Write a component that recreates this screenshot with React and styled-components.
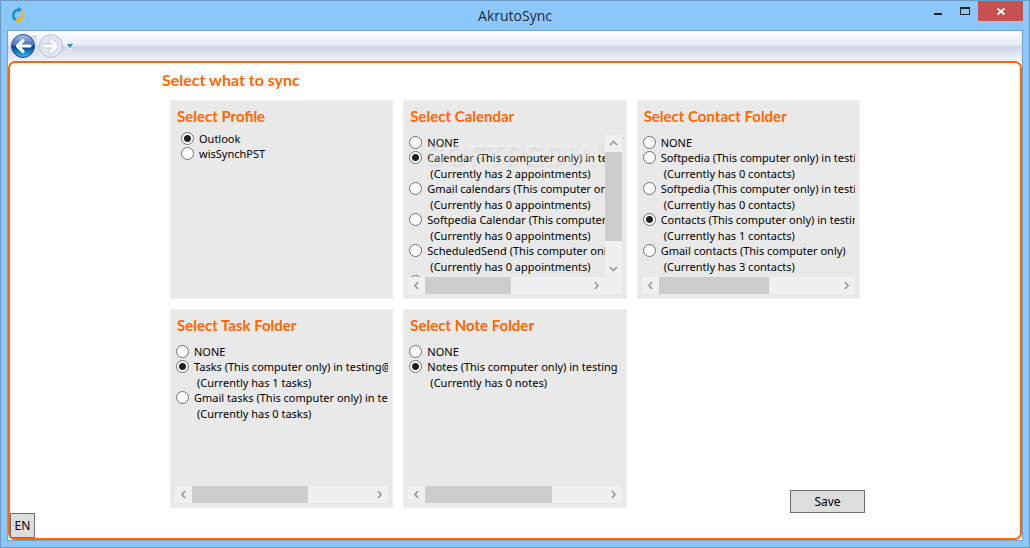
import React from "react";
import styled, { createGlobalStyle } from "styled-components";

const GlobalStyle = createGlobalStyle`
  * { box-sizing: border-box; }
  body {
    margin: 0;
    font: 11px/16px "Segoe UI", "Noto Sans", "Open Sans", sans-serif;
    color: #000;
  }
  button, input { font: inherit; color: inherit; margin: 0; padding: 0; }
`;

const Window = styled.div`
  min-height: 100vh;
  display: flex;
  flex-direction: column;
  padding: 0 6px 6px;
  background: #8cc7fa;
  border: 1px solid #6c9ac4;
`;

const TitleBar = styled.header`
  display: grid;
  grid-template-columns: 1fr auto 1fr;
  height: 29px;
`;

const AppIcon = styled.svg`
  margin: 6px 0 0 3px;
`;

const WindowTitle = styled.div`
  font-family: "Segoe UI", "Open Sans", sans-serif;
  font-size: 14px;
  line-height: 29px;
  color: #1c2a38;
`;

const Controls = styled.div`
  display: flex;
  justify-content: flex-end;
`;

const ControlButton = styled.button`
  display: block;
  width: ${(p) => (p.$close ? 45 : 27)}px;
  height: 20px;
  border: 0;
  background: ${(p) => (p.$close ? "#c75050" : "transparent")};
  svg { display: block; margin: 0 auto; }
`;

const Client = styled.div`
  flex: 1;
  display: flex;
  flex-direction: column;
  background: #fff;
  border: 1px solid #6fa5d6;
`;

const ToolBar = styled.nav`
  display: flex;
  align-items: center;
  height: 30px;
  padding-left: 2px;
  background: linear-gradient(#fff 0, #e4e8f3 15px, #ced5e9 15px, #f1f1fb 30px);
`;

const NavButton = styled.button`
  display: block;
  border: 0;
  background: none;
  svg { display: block; }
`;

const Frame = styled.main`
  flex: 1;
  display: grid;
  grid-template-columns: minmax(25px, 1fr) minmax(0, 706px) minmax(25px, 1fr);
  background: #fff;
  border: 2px solid #ff6600;
  border-radius: 7px;
`;

const LanguageButton = styled.button`
  align-self: end;
  justify-self: start;
  width: 25px;
  height: 25px;
  font-size: 12px;
  background: #ddd;
  border: 1px solid #707070;
`;

const Content = styled.div`
  padding: 7px 0 30px;
`;

const heading = `
  margin: 0;
  font-family: "Trebuchet MS", Lato, sans-serif;
  font-size: 15px;
  line-height: 20px;
  font-weight: 700;
  color: #ff6600;
`;

const PageHeading = styled.h1`
  ${heading}
  font-size: 16px;
`;

const Panels = styled.div`
  display: grid;
  grid-template-columns: repeat(3, minmax(0, 1fr));
  grid-auto-rows: 199px;
  gap: 10px;
  padding: 10px 8px 0;
`;

const PanelBox = styled.section`
  position: relative;
  display: flex;
  flex-direction: column;
  min-width: 0;
  padding: 5px 4px 4px;
  background: #e9e9e9;
  border: 1px solid #eeeeee;
`;

const PanelHeading = styled.h2`
  ${heading}
  padding-left: 2px;
`;

const ScrollArea = styled.div`
  flex: 1;
  min-height: 0;
  display: flex;
  margin-top: ${(p) => (p.$plain ? 5 : 9)}px;
  padding-left: ${(p) => (p.$plain ? 5 : 0)}px;
`;

const Options = styled.div`
  flex: 1;
  min-width: 0;
  overflow: hidden;
  white-space: nowrap;
`;

const OptionLabel = styled.label`
  display: grid;
  grid-template-columns: 13px auto;
  grid-template-rows: 15px;
  grid-auto-rows: 16px;
  column-gap: 5px;
  padding-left: 1px;
  justify-content: start;
  line-height: 15px;
`;

const Radio = styled.input`
  appearance: none;
  align-self: center;
  width: 13px;
  height: 13px;
  border: 1px solid #707070;
  border-radius: 50%;
  background: #fff;
  &:checked {
    background: radial-gradient(circle, #212121 3px, #fff 4px);
  }
`;

const Note = styled.small`
  grid-column: 2;
  padding-left: 3px;
  font-size: inherit;
  line-height: 18px;
`;

const Bar = styled.div`
  display: flex;
  flex-direction: ${(p) => (p.$vertical ? "column" : "row")};
  flex: 0 0 17px;
  padding-right: ${(p) => (p.$corner ? 17 : 0)}px;
  background: #f0f0f0;
`;

const BarButton = styled.button`
  flex: 0 0 17px;
  width: 17px;
  height: 17px;
  border: 0;
  background: none;
  svg { display: block; }
`;

const Track = styled.div`
  flex: 1;
  display: flex;
  flex-direction: ${(p) => (p.$vertical ? "column" : "row")};
`;

const Thumb = styled.div`
  flex: 0 0 ${(p) => p.$size}px;
  background: #cdcdcd;
`;

const SaveCell = styled.div`
  display: flex;
  align-items: flex-end;
  justify-content: flex-end;
  margin: 0 -5px -5px 0;
`;

const SaveButton = styled.button`
  width: 75px;
  height: 23px;
  font-size: 12px;
  background: #ddd;
  border: 1px solid #707070;
`;

const Watermark = styled.div`
  position: absolute;
  top: 36px;
  left: 20px;
  display: flex;
  font: 700 30px/36px "Liberation Sans", Arial, sans-serif;
  color: rgba(255, 255, 255, 0.3);
  text-shadow: 1px 2px 2px rgba(0, 0, 0, 0.05);
  pointer-events: none;
  sup { font-size: 10px; line-height: 20px; }
`;

const arrows = {
  left: "M10 5 L7 8.500 L10 12",
  right: "M7 5 L10 8.500 L7 12",
  up: "M5 10 L8.500 6.500 L12 10",
  down: "M5 7 L8.500 10.500 L12 7",
};

function Arrow({ to }) {
  return (
    <BarButton aria-label={`Scroll ${to}`}>
      <svg width="17" height="17" fill="none" stroke="#9a9a9a" strokeWidth="1.700">
        <path d={arrows[to]} />
      </svg>
    </BarButton>
  );
}

function ScrollBar({ vertical, size, corner }) {
  return (
    <Bar $vertical={vertical} $corner={corner}>
      <Arrow to={vertical ? "up" : "left"} />
      <Track $vertical={vertical}>
        <Thumb $size={size} />
      </Track>
      <Arrow to={vertical ? "down" : "right"} />
    </Bar>
  );
}

function Panel({ title, name, options, selected, plain, hSize, vSize, children }) {
  return (
    <PanelBox>
      <PanelHeading id={`${name}-title`}>{title}</PanelHeading>
      <ScrollArea $plain={plain}>
        <Options role="radiogroup" aria-labelledby={`${name}-title`}>
          {options.map(([label, note], i) => (
            <OptionLabel key={i}>
              <Radio type="radio" name={name} defaultChecked={i === selected} />
              <span>{label}</span>
              {note && <Note>({note})</Note>}
            </OptionLabel>
          ))}
        </Options>
        {vSize && <ScrollBar vertical size={vSize} />}
      </ScrollArea>
      {hSize && <ScrollBar size={hSize} corner={Boolean(vSize)} />}
      {children}
    </PanelBox>
  );
}

const calendars = [
  ["NONE"],
  ["Calendar (This computer only) in testing", "Currently has 2 appointments"],
  ["Gmail calendars (This computer only)", "Currently has 0 appointments"],
  ["Softpedia Calendar (This computer only)", "Currently has 0 appointments"],
  ["ScheduledSend (This computer only)", "Currently has 0 appointments"],
  [""],
];

const contacts = [
  ["NONE"],
  ["Softpedia (This computer only) in testing", "Currently has 0 contacts"],
  ["Softpedia (This computer only) in testing", "Currently has 0 contacts"],
  ["Contacts (This computer only) in testing", "Currently has 1 contacts"],
  ["Gmail contacts (This computer only)", "Currently has 3 contacts"],
];

const tasks = [
  ["NONE"],
  ["Tasks (This computer only) in testing@", "Currently has 1 tasks"],
  ["Gmail tasks (This computer only) in testing", "Currently has 0 tasks"],
];

const notes = [
  ["NONE"],
  ["Notes (This computer only) in testing", "Currently has 0 notes"],
];

export default function App() {
  return (
    <Window>
      <GlobalStyle />
      <TitleBar>
        <AppIcon width="16" height="16" viewBox="0 0 16 16" fill="none" strokeWidth="2.600">
          <path d="M6 13 A5.500 5.500 0 0 1 8 2.800" stroke="#1593cf" />
          <path d="M11 3.500 A5.500 5.500 0 0 1 8 13.200" stroke="#f9b41c" />
          <path d="M8 0 L12 2.500 L8 5.500 Z" fill="#1593cf" />
          <path d="M9 10.500 L5 13.500 L9 16 Z" fill="#f9b41c" />
        </AppIcon>
        <WindowTitle>AkrutoSync</WindowTitle>
        <Controls>
          <ControlButton aria-label="Minimize">
            <svg width="27" height="20"><path d="M10 12h8v2h-8z" fill="#222" /></svg>
          </ControlButton>
          <ControlButton aria-label="Maximize">
            <svg width="27" height="20"><path fillRule="evenodd" d="M9 6h10v8H9z M10 8v5h8V8z" fill="#222" /></svg>
          </ControlButton>
          <ControlButton $close aria-label="Close">
            <svg width="45" height="20"><path d="M19.500 7.500 L26.500 13.500 M26.500 7.500 L19.500 13.500" stroke="#fff" strokeWidth="1.800" /></svg>
          </ControlButton>
        </Controls>
      </TitleBar>
      <Client>
        <ToolBar>
          <NavButton aria-label="Back">
            <svg width="27" height="28" viewBox="0 0 27 28">
              <defs>
                <linearGradient id="back" x1="0" y1="0" x2="0" y2="1">
                  <stop offset="0" stopColor="#a9c1e6" />
                  <stop offset=".48" stopColor="#3f6fba" />
                  <stop offset=".52" stopColor="#0c3a8c" />
                  <stop offset="1" stopColor="#27c3f5" />
                </linearGradient>
              </defs>
              <path d="M14 3 Q21 5 27 4 V24 Q21 22 14 25z" fill="#dde2f0" />
              <path d="M14 3 Q21 5 27 4" fill="none" stroke="#c3cbe0" />
              <circle cx="13" cy="14" r="11.500" fill="url(#back)" stroke="#24498e" />
              <path d="M20 14 H8 M13 8.500 L7.500 14 L13 19.500" fill="none" stroke="#fff" strokeWidth="3.200" strokeLinecap="round" strokeLinejoin="round" />
            </svg>
          </NavButton>
          <NavButton aria-label="Forward">
            <svg width="28" height="28" viewBox="0 0 28 28">
              <circle cx="14" cy="14" r="11.500" fill="#e2e5f0" stroke="#bcc3d8" />
              <path d="M7 14 H19 M14 8.500 L19.500 14 L14 19.500" fill="none" stroke="#c2c8db" strokeWidth="4.800" strokeLinecap="round" strokeLinejoin="round" />
              <path d="M7 14 H19 M14 8.500 L19.500 14 L14 19.500" fill="none" stroke="#fafbff" strokeWidth="3.200" strokeLinecap="round" strokeLinejoin="round" />
            </svg>
          </NavButton>
          <NavButton aria-label="History">
            <svg width="10" height="28"><path d="M0 11 H10 L5 18 Z" fill="#fff" /><path d="M2 12 H8 L5 16 Z" fill="#2c8fc0" stroke="#2c8fc0" strokeWidth=".5" /></svg>
          </NavButton>
        </ToolBar>
        <Frame>
          <LanguageButton>EN</LanguageButton>
          <Content>
            <PageHeading>Select what to sync</PageHeading>
            <Panels>
              <Panel title="Select Profile" name="profile" plain options={[["Outlook"], ["wisSynchPST"]]} selected={0} />
              <Panel title="Select Calendar" name="calendar" options={calendars} selected={1} hSize={86} vSize={89}>
                <Watermark aria-hidden="true">SOFTPEDIA<sup>®</sup></Watermark>
              </Panel>
              <Panel title="Select Contact Folder" name="contact" options={contacts} selected={3} hSize={110} />
              <Panel title="Select Task Folder" name="task" options={tasks} selected={1} hSize={116} />
              <Panel title="Select Note Folder" name="note" options={notes} selected={1} hSize={127} />
              <SaveCell>
                <SaveButton>Save</SaveButton>
              </SaveCell>
            </Panels>
          </Content>
        </Frame>
      </Client>
    </Window>
  );
}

+---+

Which lines above hold the word "components"? Copy each of them.

*Reply*.
Write a component that recreates this screenshot with React and styled-components.
import styled, { createGlobalStyle } from "styled-components";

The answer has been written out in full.